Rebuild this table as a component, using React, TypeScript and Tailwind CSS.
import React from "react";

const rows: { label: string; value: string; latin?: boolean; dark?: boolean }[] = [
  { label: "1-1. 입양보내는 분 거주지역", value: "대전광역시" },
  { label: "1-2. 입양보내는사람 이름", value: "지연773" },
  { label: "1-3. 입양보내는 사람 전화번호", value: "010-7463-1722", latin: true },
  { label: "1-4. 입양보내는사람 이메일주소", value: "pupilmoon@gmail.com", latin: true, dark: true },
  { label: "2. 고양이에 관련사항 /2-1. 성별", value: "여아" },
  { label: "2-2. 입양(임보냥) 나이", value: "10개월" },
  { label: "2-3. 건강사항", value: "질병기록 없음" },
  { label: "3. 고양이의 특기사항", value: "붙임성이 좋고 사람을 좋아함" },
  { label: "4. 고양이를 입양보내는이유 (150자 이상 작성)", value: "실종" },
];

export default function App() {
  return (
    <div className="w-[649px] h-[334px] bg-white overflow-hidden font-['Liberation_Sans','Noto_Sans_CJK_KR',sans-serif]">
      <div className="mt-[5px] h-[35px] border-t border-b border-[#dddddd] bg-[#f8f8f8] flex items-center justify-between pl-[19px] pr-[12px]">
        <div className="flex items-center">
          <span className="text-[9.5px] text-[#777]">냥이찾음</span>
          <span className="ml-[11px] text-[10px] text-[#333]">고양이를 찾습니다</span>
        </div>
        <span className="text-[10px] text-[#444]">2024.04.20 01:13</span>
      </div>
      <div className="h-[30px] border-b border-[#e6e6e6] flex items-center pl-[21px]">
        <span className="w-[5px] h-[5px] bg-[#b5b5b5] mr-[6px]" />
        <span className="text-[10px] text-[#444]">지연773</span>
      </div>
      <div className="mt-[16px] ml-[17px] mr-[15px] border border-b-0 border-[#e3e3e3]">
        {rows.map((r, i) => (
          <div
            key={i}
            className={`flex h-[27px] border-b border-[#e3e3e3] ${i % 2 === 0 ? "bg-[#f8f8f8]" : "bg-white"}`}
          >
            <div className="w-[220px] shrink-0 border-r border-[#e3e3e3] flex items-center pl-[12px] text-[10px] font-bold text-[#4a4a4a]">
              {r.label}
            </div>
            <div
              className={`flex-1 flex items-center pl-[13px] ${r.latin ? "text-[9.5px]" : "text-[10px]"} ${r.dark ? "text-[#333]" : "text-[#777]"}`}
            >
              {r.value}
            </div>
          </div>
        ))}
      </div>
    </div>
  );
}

## YOUR OBJECTIVE
Write the whole listing out again. Keep every line exactly as it is.

## OUTPUT BELOW
Rebuild this table as a component, using React, TypeScript and Tailwind CSS.
import React from "react";

const rows: { label: string; value: string; latin?: boolean; dark?: boolean }[] = [
  { label: "1-1. 입양보내는 분 거주지역", value: "대전광역시" },
  { label: "1-2. 입양보내는사람 이름", value: "지연773" },
  { label: "1-3. 입양보내는 사람 전화번호", value: "010-7463-1722", latin: true },
  { label: "1-4. 입양보내는사람 이메일주소", value: "pupilmoon@gmail.com", latin: true, dark: true },
  { label: "2. 고양이에 관련사항 /2-1. 성별", value: "여아" },
  { label: "2-2. 입양(임보냥) 나이", value: "10개월" },
  { label: "2-3. 건강사항", value: "질병기록 없음" },
  { label: "3. 고양이의 특기사항", value: "붙임성이 좋고 사람을 좋아함" },
  { label: "4. 고양이를 입양보내는이유 (150자 이상 작성)", value: "실종" },
];

export default function App() {
  return (
    <div className="w-[649px] h-[334px] bg-white overflow-hidden font-['Liberation_Sans','Noto_Sans_CJK_KR',sans-serif]">
      <div className="mt-[5px] h-[35px] border-t border-b border-[#dddddd] bg-[#f8f8f8] flex items-center justify-between pl-[19px] pr-[12px]">
        <div className="flex items-center">
          <span className="text-[9.5px] text-[#777]">냥이찾음</span>
          <span className="ml-[11px] text-[10px] text-[#333]">고양이를 찾습니다</span>
        </div>
        <span className="text-[10px] text-[#444]">2024.04.20 01:13</span>
      </div>
      <div className="h-[30px] border-b border-[#e6e6e6] flex items-center pl-[21px]">
        <span className="w-[5px] h-[5px] bg-[#b5b5b5] mr-[6px]" />
        <span className="text-[10px] text-[#444]">지연773</span>
      </div>
      <div className="mt-[16px] ml-[17px] mr-[15px] border border-b-0 border-[#e3e3e3]">
        {rows.map((r, i) => (
          <div
            key={i}
            className={`flex h-[27px] border-b border-[#e3e3e3] ${i % 2 === 0 ? "bg-[#f8f8f8]" : "bg-white"}`}
          >
            <div className="w-[220px] shrink-0 border-r border-[#e3e3e3] flex items-center pl-[12px] text-[10px] font-bold text-[#4a4a4a]">
              {r.label}
            </div>
            <div
              className={`flex-1 flex items-center pl-[13px] ${r.latin ? "text-[9.5px]" : "text-[10px]"} ${r.dark ? "text-[#333]" : "text-[#777]"}`}
            >
              {r.value}
            </div>
          </div>
        ))}
      </div>
    </div>
  );
}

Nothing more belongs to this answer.